Narges longs for her life in Kabul where she diligently worked as an administrative assistant for one of the financial institutions that gave loans to farmers to help them improve their life conditions. In her free time, Narges taught English from American-based curricula, which helped her polish her pronunciation skills, as did whatever American movies she could find. Her dreams of joining the American university in Afghanistan were dashed due to having limited finances. But nonetheless, she saved that dream for later, hoping she could join one of the other renowned universities somewhere someday.

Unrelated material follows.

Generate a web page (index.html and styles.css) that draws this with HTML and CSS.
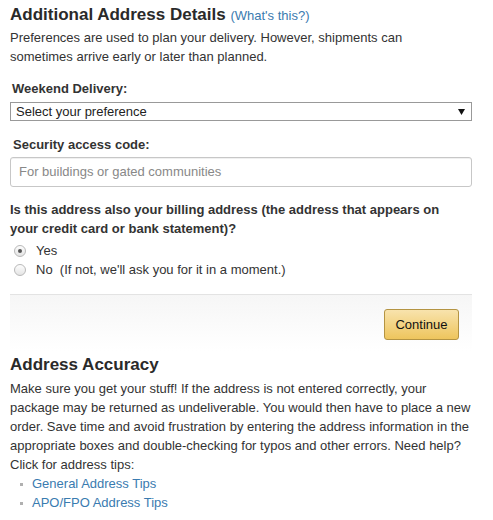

Narges spent her first week on an American base in Germany. Her consolation was helping other refugees. Her English skills came in handy in a way she herself wasn’t expecting.

“Those people spoke only Dari or Pashto and I was able to help interpret for the sick ones, for those who needed me. I felt happy for the first time since I left my home,” she recalls.

Inside the refugee camp, she made friends with other women, listened to their woes, and even encouraged some of them to stand up for their rights. When Narges and her friends saw that some women were being abused by their husbands or male relatives inside the camp, they would report that to the American side. “We educated women about their rights and told them that violence had to stop. Enough is enough.”

Today, Narges is preparing to study architecture in New York after receiving two full scholarships. She is spending her days before college on road trips traveling to different areas in the U.S. She says she is trying to retrieve her “sense of home.”

“I feel I have a good future ahead of me,” Narges excitedly says as she sits on one of the wooden benches outside her home in Haymarket, Virginia. She takes out a driver’s booklet and waits for her relative and other female friends to join. Today, the young women will study for the written driving test, their first step to getting an American driver’s license.